What is osteoporosis?
Osteoporosis is a condition that weakens bones, making them fragile and more likely to break.
What causes osteoporosis?
Around the age of 35 we start losing bone density, but this happens more quickly to some than others. It’s this loss of bone density that makes the bones more fragile.
Who is most at risk?
There are numerous things that can increase your risk of developing osteoporosis. Some of these include:
- Getting older.
- Family history of osteoporosis, particularly history of a hip fracture in a parent.
- Taking corticosteroids (steroids) for more than 3 months, particularly more than 20mg per day. Osteoporosis caused by steroids is called ‘steroid-induced osteoporosis’.
- Long-term use of certain medications which can affect bone strength or hormone levels.
- Having certain health conditions, e.g inflammatory conditions, hormone-related conditions, or conditions that cause problems with malabsorption.
- Heavy drinking.
- Being post-menopausal, or starting the menopause before the age of 45 years.
- Being underweight.
- Being immobile.
What can be done to reduce your risk of developing steroid-induced osteoporosis?

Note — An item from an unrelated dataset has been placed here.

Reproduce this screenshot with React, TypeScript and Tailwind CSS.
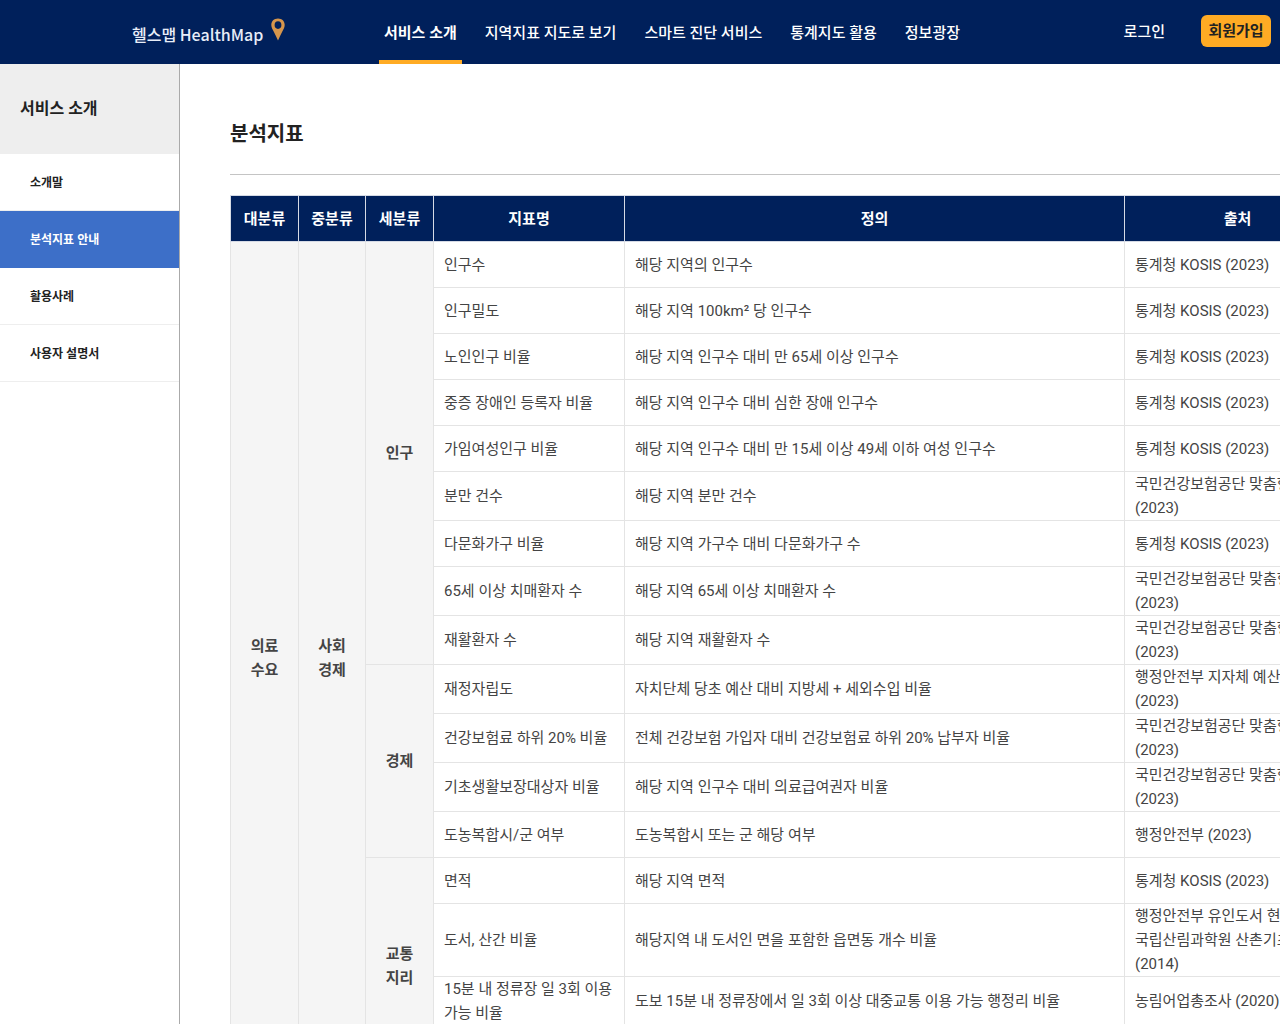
import { clsx } from "clsx";

interface Indicator {
  name: string[];
  definition: string;
  source: string[];
}

interface Group {
  label: string[];
  rows: Indicator[];
}

const NAV = ["서비스 소개", "지역지표 지도로 보기", "스마트 진단 서비스", "통계지도 활용", "정보광장"];
const SIDE_MENU = ["소개말", "분석지표 안내", "활용사례", "사용자 설명서"];
const COLUMNS = ["대분류", "중분류", "세분류", "지표명", "정의", "출처"];

const KOSIS = ["통계청 KOSIS (2023)"];
const NHIS = ["국민건강보험공단 맞춤형", "(2023)"];

const GROUPS: Group[] = [
  {
    label: ["인구"],
    rows: [
      { name: ["인구수"], definition: "해당 지역의 인구수", source: KOSIS },
      { name: ["인구밀도"], definition: "해당 지역 100km² 당 인구수", source: KOSIS },
      { name: ["노인인구 비율"], definition: "해당 지역 인구수 대비 만 65세 이상 인구수", source: KOSIS },
      { name: ["중증 장애인 등록자 비율"], definition: "해당 지역 인구수 대비 심한 장애 인구수", source: KOSIS },
      { name: ["가임여성인구 비율"], definition: "해당 지역 인구수 대비 만 15세 이상 49세 이하 여성 인구수", source: KOSIS },
      { name: ["분만 건수"], definition: "해당 지역 분만 건수", source: NHIS },
      { name: ["다문화가구 비율"], definition: "해당 지역 가구수 대비 다문화가구 수", source: KOSIS },
      { name: ["65세 이상 치매환자 수"], definition: "해당 지역 65세 이상 치매환자 수", source: NHIS },
      { name: ["재활환자 수"], definition: "해당 지역 재활환자 수", source: NHIS },
    ],
  },
  {
    label: ["경제"],
    rows: [
      { name: ["재정자립도"], definition: "자치단체 당초 예산 대비 지방세 + 세외수입 비율", source: ["행정안전부 지자체 예산개요", "(2023)"] },
      { name: ["건강보험료 하위 20% 비율"], definition: "전체 건강보험 가입자 대비 건강보험료 하위 20% 납부자 비율", source: NHIS },
      { name: ["기초생활보장대상자 비율"], definition: "해당 지역 인구수 대비 의료급여권자 비율", source: NHIS },
      { name: ["도농복합시/군 여부"], definition: "도농복합시 또는 군 해당 여부", source: ["행정안전부 (2023)"] },
    ],
  },
  {
    label: ["교통", "지리"],
    rows: [
      { name: ["면적"], definition: "해당 지역 면적", source: KOSIS },
      { name: ["도서, 산간 비율"], definition: "해당지역 내 도서인 면을 포함한 읍면동 개수 비율", source: ["행정안전부 유인도서 현황", "국립산림과학원 산촌기초", "(2014)"] },
      { name: ["15분 내 정류장 일 3회 이용", "가능 비율"], definition: "도보 15분 내 정류장에서 일 3회 이상 대중교통 이용 가능 행정리 비율", source: ["농림어업총조사 (2020)"] },
      { name: ["", ""], definition: "", source: [] },
    ],
  },
];

const TOTAL_ROWS = GROUPS.reduce((sum, g) => sum + g.rows.length, 0);

function Lines({ items }: { items: string[] }) {
  return (
    <>
      {items.map((line, i) => (
        <span key={i} className="block min-h-6 whitespace-nowrap">{line}</span>
      ))}
    </>
  );
}

function CategoryCell({ label, span }: { label: string[]; span: number }) {
  return (
    <th scope="rowgroup" rowSpan={span} className="border border-[#e4e4e4] bg-[#f5f5f5] text-center align-middle font-bold">
      <Lines items={label} />
    </th>
  );
}

function Header() {
  return (
    <header className="flex h-16 shrink-0 items-center bg-[#00205b] pr-[9px] text-[15px] text-white">
      <a href="#" className="ml-[132px] flex w-[247px] shrink-0 items-center gap-2 text-base font-medium text-[#e8edf8]">
        <span className="pt-1 font-['Noto_Sans_CJK_KR',sans-serif] whitespace-nowrap">헬스맵 HealthMap</span>
        <svg viewBox="0 0 14 24" className="mb-1 h-6 w-3.5" aria-hidden="true">
          <path fillRule="evenodd" fill="#d6964c" d="M7 0.500C3 0.500 0.300 3.300 0.300 7c0 2.400 1.300 4.500 2.500 6.800 1.400 2.700 2.800 5.500 4.200 8.700 1.400-3.200 2.800-6 4.200-8.700 1.200-2.300 2.500-4.400 2.500-6.800C13.700 3.300 11 0.500 7 0.500zM7 3.300a3.400 3.800 0 1 1 0 7.600a3.400 3.800 0 1 1 0-7.600z" />
        </svg>
      </a>
      <nav className="flex h-full gap-[18px]">
        {NAV.map((item, i) => (
          <a
            key={item}
            href="#"
            className={clsx(
              "flex items-center border-b-4 px-[5px] pt-1.5 whitespace-nowrap",
              i === 0 ? "border-b-[#ffab24] font-bold" : "border-b-transparent font-medium"
            )}
          >
            {item}
          </a>
        ))}
      </nav>
      <div className="ml-auto flex items-center gap-9">
        <a href="#" className="font-medium whitespace-nowrap">로그인</a>
        <button className="mb-0.5 h-8 w-[70px] rounded-md bg-[#ffab24] font-bold whitespace-nowrap text-[#222222]">회원가입</button>
      </div>
    </header>
  );
}

function Sidebar() {
  return (
    <aside className="w-[180px] shrink-0 border-r border-[#aaaaaa]">
      <h2 className="flex h-[90px] items-center bg-[#eeeeee] px-5 text-base font-bold">서비스 소개</h2>
      <ul>
        {SIDE_MENU.map((item) => (
          <li key={item}>
            <a
              href="#"
              className={clsx(
                "flex h-[57px] items-center border-b px-[30px] pt-0.5 text-xs font-bold",
                item === "분석지표 안내" ? "border-[#3d6fc8] bg-[#3d6fc8] text-white" : "border-[#eeeeee]"
              )}
            >
              {item}
            </a>
          </li>
        ))}
      </ul>
    </aside>
  );
}

export default function App() {
  return (
    <div className="flex h-screen flex-col overflow-hidden bg-white font-[Roboto,'Noto_Sans_CJK_KR',sans-serif] text-[#222222]">
      <Header />
      <div className="flex min-h-0 flex-1">
        <Sidebar />
        <main className="min-w-0 flex-1 overflow-auto pt-[50px] pl-[50px] [scrollbar-width:none]">
          <h1 className="mb-5 h-[61px] border-b border-[#c4c4c4] pt-1 text-xl leading-8 font-bold">분석지표</h1>
          <table className="w-[1120px] table-fixed border-collapse text-[15px] leading-6 text-[#444444]">
            <colgroup>
              <col className="w-[68px]" />
              <col className="w-[67px]" />
              <col className="w-[68px]" />
              <col className="w-[191px]" />
              <col className="w-[500px]" />
              <col className="w-[226px]" />
            </colgroup>
            <thead>
              <tr className="h-[46px] bg-[#00205b] text-white">
                {COLUMNS.map((c) => (
                  <th key={c} scope="col" className="border border-[#d5dae5] font-bold">{c}</th>
                ))}
              </tr>
            </thead>
            <tbody>
              {GROUPS.map((group, g) =>
                group.rows.map((row, i) => (
                  <tr key={row.name[0]} className="h-[46px]">
                    {g === 0 && i === 0 && (
                      <>
                        <CategoryCell label={["의료", "수요"]} span={TOTAL_ROWS} />
                        <CategoryCell label={["사회", "경제"]} span={TOTAL_ROWS} />
                      </>
                    )}
                    {i === 0 && <CategoryCell label={group.label} span={group.rows.length} />}
                    <td className="border border-[#e4e4e4] px-2.5"><Lines items={row.name} /></td>
                    <td className="border border-[#e4e4e4] px-2.5">{row.definition}</td>
                    <td className="border border-[#e4e4e4] px-2.5"><Lines items={row.source} /></td>
                  </tr>
                ))
              )}
            </tbody>
          </table>
        </main>
      </div>
    </div>
  );
}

Specific measures to reduce the chance of steroid-induced osteoporosis should be considered for patients that have taken or are expected to take 7.5 mg or more of the steroid, prednisone, each day for a period of 3 months or longer (Oakley, 2016). These measures include:
1. A DEXA bone scan.
A DEXA bone scan measures bone density. Bone density gives an indication of the risk of fracture due to bone loss. A scan may sometimes, but not always, be arranged before you start systemic steroids, and will then be repeated every year or as recommended by your doctor.
2. Dietary changes and medications.
- Healthy eating, including foods rich in calcium and vitamin D (NHS Choices, 2016).
- Bisphosphonates (alendronate, etidronate, zolidronic acid); these are prescribed for patients at higher risk of fracture (NHS Choices, 2016; Oakley, 2016).
Calcium and vitamin D supplements, and oestrogen are no longer routinely prescribed or recommended to prevent osteoporosis, as the risks can outweigh the benefits (Oakley, 2016). However, if needed, a vitamin D supplement 10 mcg (micrograms) is perfectly safe (NHS Choices, 2016).
3. Other preventative measures.
- Stop smoking.
- Minimal alcohol intake.
- Regular weight-bearing exercise.
NICE Guidelines (2017) Osteoporosis: assessing the risk of fragility fracture (online). Updated Feb 2017 and accessed 19/03/18.
NHS Choices (2016) DEXA (DXA) scan (online). Accessed 19/03/18.
NHS Choices (2016) Osteoporosis (online). Accessed 19/03/18.
Oakley, A. (2016) Systemic Steroids. DermNet NZ (online). Updated Feb 2016 and accessed 19/03/18.